Pour réaliser
son enquête exceptionnelle, «soldats d'Allah», un journaliste équipé
d'une caméra cachée a infiltré pendant six mois une cellule
d'aspirants-extrémistes à Paris et Châteauroux, qui préparaient un
attentat en France avant d'être presque tous arrêtés fin 2015.
Pour «soldats d'Allah»,
extraordinaire plongée d'une heure et demie au cœur d'un groupe
d’extrémistes radicaux diffusé sur Canal+, le journaliste Saïd Ramzi (un
pseudonyme), musulman «de la même génération que les tueurs du
Bataclan», a commencé par gagner leur confiance.
Si les premiers contacts, via
des groupes sur Facebook, sont faciles, il a fallu ensuite rencontrer en
personne celui qui se présentait comme «l'émir» de cette dizaine de
jeunes gens, certains musulmans par leur famille, d'autres convertis.
Cela se passe à Châteauroux,
dans le parc d'une base de loisir, déserte en hiver. A partir de là, les
enregistrements des conversations permettent de comprendre les
motivations de ces apprentis qui, bien que connus des services
anti-terroristes et pour la plupart surveillés, se rencontrent et
complotent.
«Mon but était de tenter de
comprendre ce qu'ils ont dans la tête», dit Saïd Ramzi. «Et l'un des
enseignements principaux est que je n'ai pas vu d'islam dans toute cette
affaire. Aucune volonté de rendre le monde meilleur. Seulement des
jeunes paumés, frustrés, perdus, suicidaires, faciles à manipuler. Ils
ont eu la malchance d'être nés à cette époque où il y a l'Etat
islamique. C'est très triste. Ce sont des jeunes en quête, et c'est ce
qu'ils ont trouvé».
Lors de leur première rencontre,
l'émir du groupe, un jeune franco-turc qui se fait appeler Oussama,
tente de convaincre le journaliste, qu'il ne connait que sous le nom
d'Abou Hamza, que le paradis l'attend, à l'issue d'une mission suicide,
en Syrie ou en France.
«Vers le paradis, c'est ça le
chemin !», lui murmure-t-il, avec un constant sourire qui glace le sang.
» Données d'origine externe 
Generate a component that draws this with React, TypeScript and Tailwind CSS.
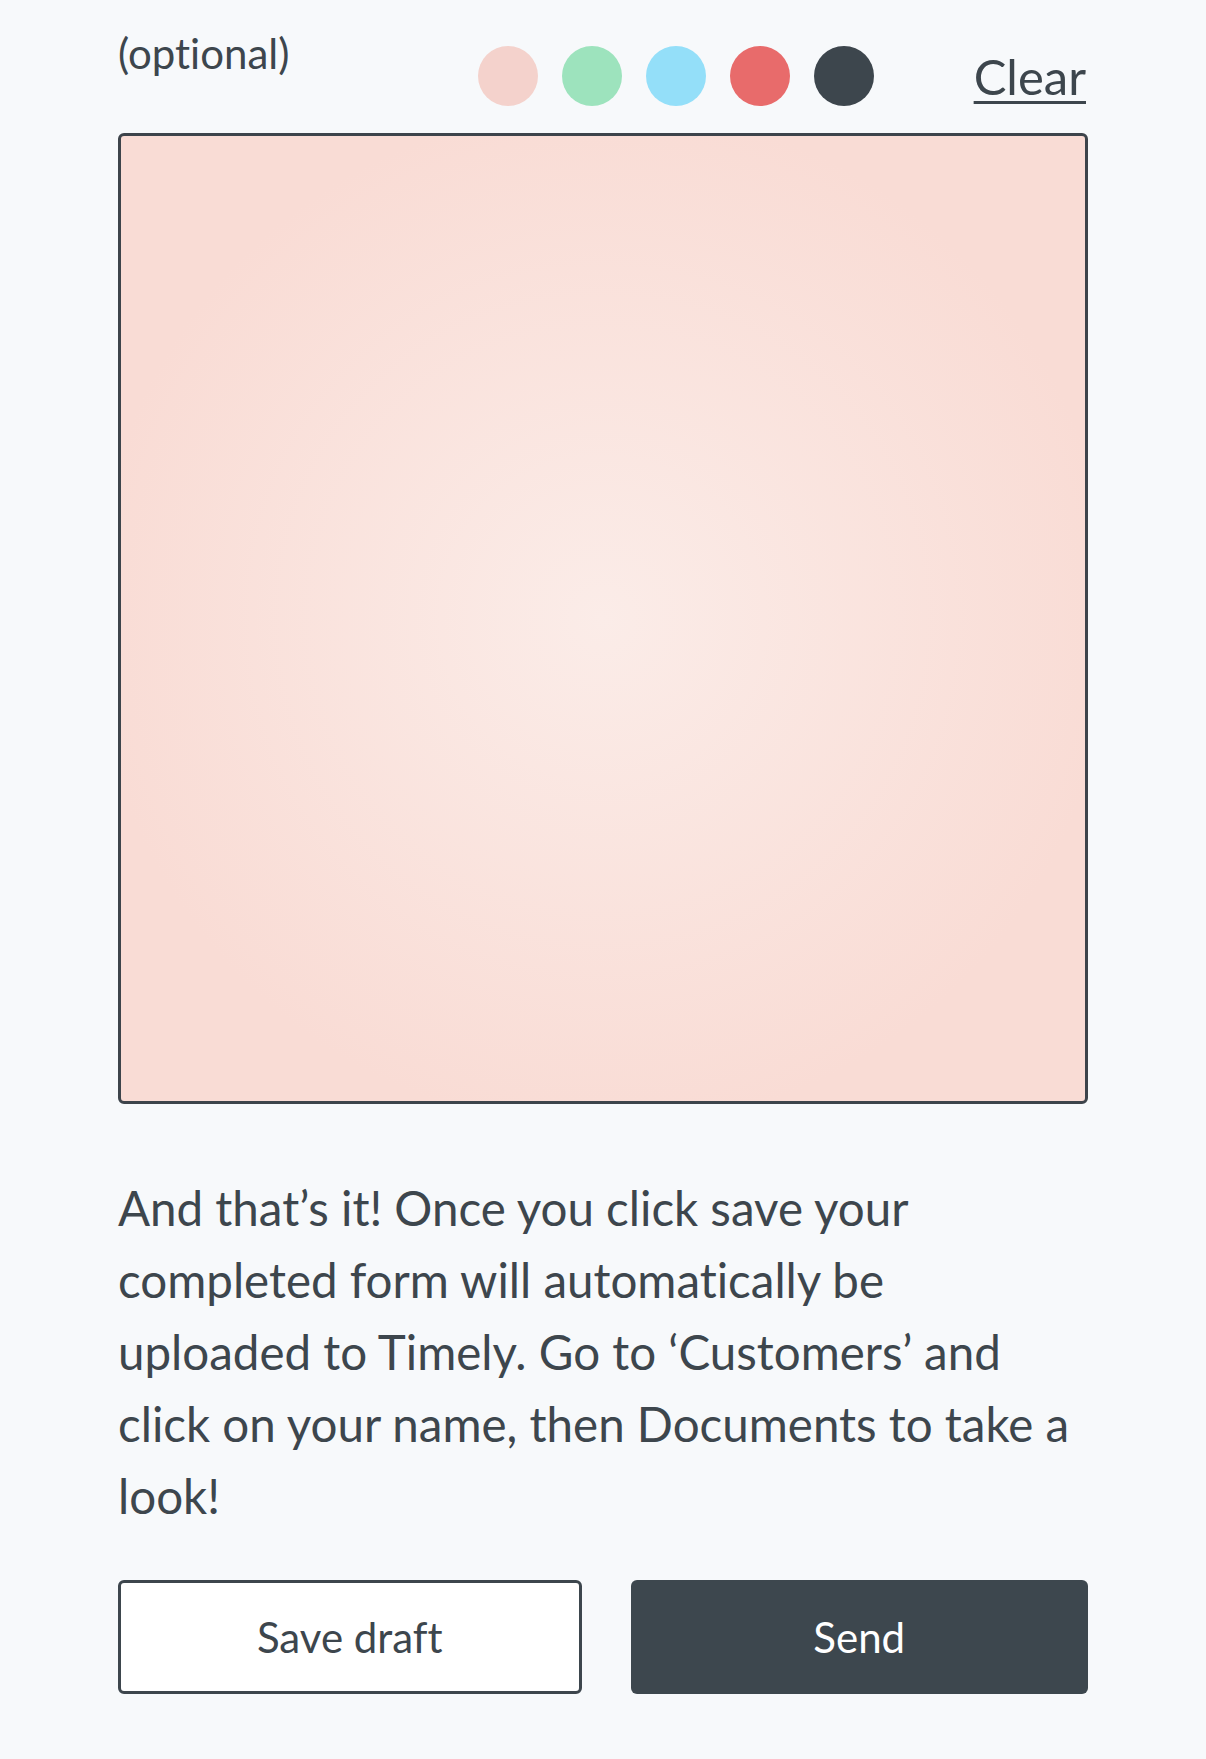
export default function App() {
  const colors = ["bg-[#f4d2cc]", "bg-[#9de3bd]", "bg-[#94dff9]", "bg-[#e86b6b]", "bg-[#3d464d]"];
  return (
    <div
      className="min-h-[1759px] w-full bg-[#f7f9fb] px-[118px] pb-[66px] text-[#3d464d] [font-variant-ligatures:none]"
      style={{ fontFamily: "Lato, 'Open Sans', sans-serif" }}
    >
      <div className="flex items-start justify-between">
        <div className="mt-[28px] text-[42px] leading-[1.2]">(optional)</div>
        <div className="mt-[46px] flex items-center">
          <div className="flex items-center gap-[24px]">
            {colors.map((c, i) => (
              <div key={i} className={`h-[60px] w-[60px] rounded-full ${c}`} />
            ))}
          </div>
          <button className="ml-[100px] mr-[2px] text-[49px] leading-[1.2] underline decoration-[3px] underline-offset-[6px]">
            Clear
          </button>
        </div>
      </div>
      <div className="mt-[27px] h-[971px] w-full rounded-[6px] border-[3px] border-[#3d444b] bg-[radial-gradient(circle_at_center,#fbece8_0%,#f9dcd5_75%)]" />
      <p className="mt-[68px] text-[47.5px] leading-[72px]">
        And that’s it! Once you click save your completed form will automatically be uploaded to Timely. Go to ‘Customers’ and click on your name, then Documents to take a look!
      </p>
      <div className="mt-[48px] flex gap-[49px]">
        <button className="h-[114px] flex-1 rounded-[6px] border-[3px] border-[#3d464d] bg-white text-[42px] text-[#3d464d]">
          Save draft
        </button>
        <button className="h-[114px] flex-1 rounded-[6px] bg-[#3d474e] text-[42px] text-white">
          Send
        </button>
      </div>
    </div>
  );
}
«Viens, frère, on va au paradis. Nos femmes nous y attendent, avec des
anges comme serviteurs. Tu auras un palais, un cheval ailé fait d'or et
de rubis».
Lors d'une rencontre devant une
mosquée de Stain (Seine-Saint-Denis), un membre du groupe montre un
avion en approche des pistes du Bourget. «Avec un petit lance-roquette,
tu peux en avoir un comme il faut… Tu fais un truc comme ça et tu signes
Dawla (l'Etat, pour «Daech»), la France est traumatisée pendant un
siècle».
Les choses s'accélèrent,
poursuit l'АFР, quand un certain Abou Souleiman, que le journaliste ne
rencontrera jamais, revient de Raqqa, capitale en Syrie de «Daech», et
lui donne rendez-vous dans une gare RER. Là, une femme en niqab lui
remet une lettre dans laquelle un plan d'attaque est décrit: viser une
boîte de nuit, tirer «jusqu'à la mort», attendre les forces de l'ordre
et actionner des ceintures explosives.
Des membres du groupe à Orléans
assurent être parvenus à se procurer une kalachnikov, mais l'étau se
resserre. Les premières arrestations ont lieu, les «soldats d'Allah»
restaient dans le collimateur de la police. Un membre, plus méfiant qui a
échappé au coup de filet, lui envoie un message: «T'es cuit, mec».
«Mon infiltration s'arrête-là»,
dit le journaliste. Son objectif, «montrer les coulisses d'une
organisation qui maîtrise totalement son image», est atteint.